Le discours religieux varie entre les extrêmes et les modérés, mais la différence entre eux se limite à l’application des principes, et non aux principes eux-mêmes. Il n’est donc pas surprenant que les éléments de la structure du discours religieux de ces deux tendances soient identiques, bien que ces éléments soient visibles chez les premiers et cachés chez les seconds.

En plus de partager la structure du discours religieux, les tendances modérées et extrémistes s’appuient sur les mêmes mécanismes pour présenter les concepts, dont les plus importants sont les suivants:

1) Unification de la pensée et de la religion.

Que signifie donc cette «unification»? Abu Zayd constate que la «compréhension» contemporaine du texte se réfère au passé, occulte l’histoire et pose de manière absolue les principes qui ont donné naissance au Texte. Il n’y a donc qu’une seule façon de comprendre le Texte, qui est la même en toutes les époques et en tous lieux.

2) Renvoi à la cause première et unique, cause redoutable au nom de laquelle la laïcité, le marxisme et l’ensemble du discours occidental moderne sont attaqués. Tout est ramené donc à Dieu seul, ce qui crée une faiblesse dans le rôle de l’être humain.

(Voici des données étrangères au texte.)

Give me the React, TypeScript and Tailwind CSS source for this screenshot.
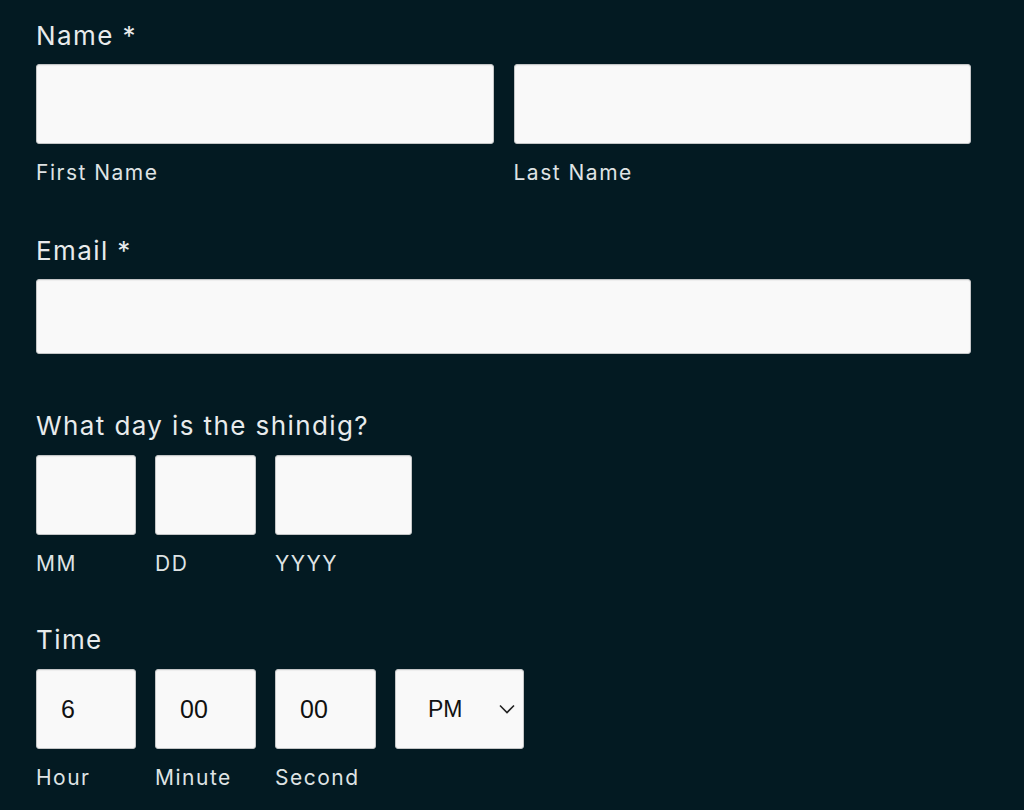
const field =
  "block rounded-[3px] border border-[#c4c6c7] bg-[#f9f9f9] shadow-[inset_0_1px_1px_rgba(0,0,0,0.05)] outline-none";

const valueText = "font-['Liberation_Sans',Arial,sans-serif] text-[25px] text-[#111]";

function Label({ children }: { children: React.ReactNode }) {
  return (
    <div className="text-[26px] leading-[32px] tracking-[1.4px] text-[#e8ebec]">
      {children}
    </div>
  );
}

function SubLabel({ children }: { children: React.ReactNode }) {
  return (
    <div className="mt-[17px] text-[21px] leading-[24px] tracking-[1.5px] text-[#dfe3e4]">
      {children}
    </div>
  );
}

export default function App() {
  return (
    <div className="min-h-[810px] bg-[#031a22] pt-[20px] pl-[36px] font-['Inter',sans-serif]">
      <div className="w-[935px]">

        {/* Name */}

        <Label>Name *</Label>

        <div className="mt-[12px] grid grid-cols-2 gap-[20px]">
          <div>
            <input className={`${field} h-[80px] w-full`} />
            <SubLabel>First Name</SubLabel>
          </div>
          <div>
            <input className={`${field} h-[80px] w-full`} />
            <SubLabel>Last Name</SubLabel>
          </div>
        </div>

        {/* Email */}

        <div className="mt-[50px]">
          <Label>Email *</Label>
          <input className={`${field} mt-[12px] h-[75px] w-full`} />
        </div>

        {/* Date */}

        <div className="mt-[56px]">
          <Label>What day is the shindig?</Label>
          <div className="mt-[13px] flex gap-[19px]">
            <div className="w-[100px]">
              <input className={`${field} h-[80px] w-full`} />
              <SubLabel>MM</SubLabel>
            </div>
            <div className="w-[101px]">
              <input className={`${field} h-[80px] w-full`} />
              <SubLabel>DD</SubLabel>
            </div>
            <div className="w-[137px]">
              <input className={`${field} h-[80px] w-full`} />
              <SubLabel>YYYY</SubLabel>
            </div>
          </div>
        </div>

        {/* Time */}

        <div className="mt-[48px]">
          <Label>Time</Label>
          <div className="mt-[13px] flex gap-[19px]">
            <div className="w-[100px]">
              <input defaultValue="6" className={`${field} ${valueText} h-[80px] w-full pl-[24px]`} />
              <SubLabel>Hour</SubLabel>
            </div>
            <div className="w-[101px]">
              <input defaultValue="00" className={`${field} ${valueText} h-[80px] w-full pl-[24px]`} />
              <SubLabel>Minute</SubLabel>
            </div>
            <div className="w-[101px]">
              <input defaultValue="00" className={`${field} ${valueText} h-[80px] w-full pl-[24px]`} />
              <SubLabel>Second</SubLabel>
            </div>
            <div className={`${field} flex h-[80px] w-[129px] items-center justify-between pl-[32px] pr-[8px]`}>
              <span className="font-['Liberation_Sans',Arial,sans-serif] text-[23px] text-[#111]">PM</span>
              <svg width="16" height="10" viewBox="0 0 16 10" fill="none">
                <path d="M1 1.5 L8 8.5 L15 1.5" stroke="#222" strokeWidth="1.6" />
              </svg>
            </div>
          </div>
        </div>

      </div>
    </div>
  );
}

3) Le recours au pouvoir du turâth «patrimoine» et des salaf «prédécesseurs». Cela aboutit à la sacralisation des textes jurisprudentiels énoncés il y a plusieurs siècles et même leur prééminence  sur le Texte.

4) La certitude mentale et l’esprit de décision: le dialogue est affaibli par l’ignorance ou le takfir des autres.

5) Négliger la dimension historique dans l’interprétation des textes religieux: lire les textes en dehors de leur contexte historique et social.

Ces méthodes constituent le cœur du «discours religieux contemporain». Leur but est de dominer la vie publique. Elles vont à l’encontre du pluralisme et de la liberté intellectuelle.

L’impossible syncrétisme entre l’islam politique et la gauche.

Pendant la guerre froide et au lendemain de la défaite de 1967, la scène politique arabe a connu une convergence entre l’islam politique et le socialisme laïc. Cet état de fait a intrigué nombre de penseurs et d’observateurs, car il semblait y avoir un mariage secret entre les deux partis, promis à un avenir radieux. Cependant, si l’on neutralise le facteur psychologique résultant de la défaite militaire, qui crée une atmosphère exceptionnelle permettant de telles formules irrationnelles, il est idéologiquement impossible de parler de mariage, de rapprochement ou de compromis entre les deux parties. La contribution d’Abu Zayd est importante dans ce contexte. Il part des écrits du Dr Hassan Hanafi, qui a appelé à une gauche islamique et à une réforme religieuse au nom de cette gauche, pour montrer que ces structures intellectuelles impliquent une lecture tendancieuse des textes religieux. Ces dernières brandissent les slogans de la science, de l’objectivité et de la recherche abstraite, tout en dissimulant leurs orientations idéologiques cachées. Cette approche rejette la méthode de l’analyse historique et se rapproche finalement du discours de la «droite islamique». La première brandit le slogan «La rénovation du patrimoine est la solution» et la seconde proclame que «l’Islam est la solution». Les concepts anciens et contemporains sont devenus parallèles et similaires. À l’instar de la droite islamique, la gauche islamique tombe finalement sous l’hégémonie du texte selon les interprétations dominantes du patrimoine ; elle perpétue une vision anhistorique du texte religieux. Que reste-t-il alors de la gauche, de sa science et de sa laïcité ?

Conclusion

Avec rigueur scientifique, objectivité et un style clair non dénué d’acuité, Nasr Hamed Abu Zayd révèle l’une des principales raisons de la stagnation et du retard du monde arabe et musulman: le discours religieux est enfermé dans la prison du passé. L’arrêt de l’ijtihad oriente le présent vers le passé au lieu d’affronter les défis actuels en pensant à l’avenir; il privilégie également les interprétations humaines au détriment du texte original et en substituant les textes secondaires aux textes initiaux. En plus de cette réalité tragique, ce discours, dans ses versions de gauche et de droite, est utilisé pour servir les intérêts des pouvoirs qu’il représente ou auxquels il est soumis.

Il n’y a donc pas d’autre issue à cette impasse que de différencier la religion de la pensée religieuse, et de libérer cette pensée pour qu’elle interprète le texte original d’une manière scientifique et actuelle, qui corresponde aux questions de son temps et de son lieu. Ainsi, la religion pourra contribuer à la renaissance souhaitée et retrouver son rôle de motivation pour la justice et la liberté. La laïcité reste le cadre adéquat qui permet de telles initiatives réformatrices, à condition d’être bien comprise et non accusée d’athéisme ou de séparation de la religion de la société et de la vie humaine.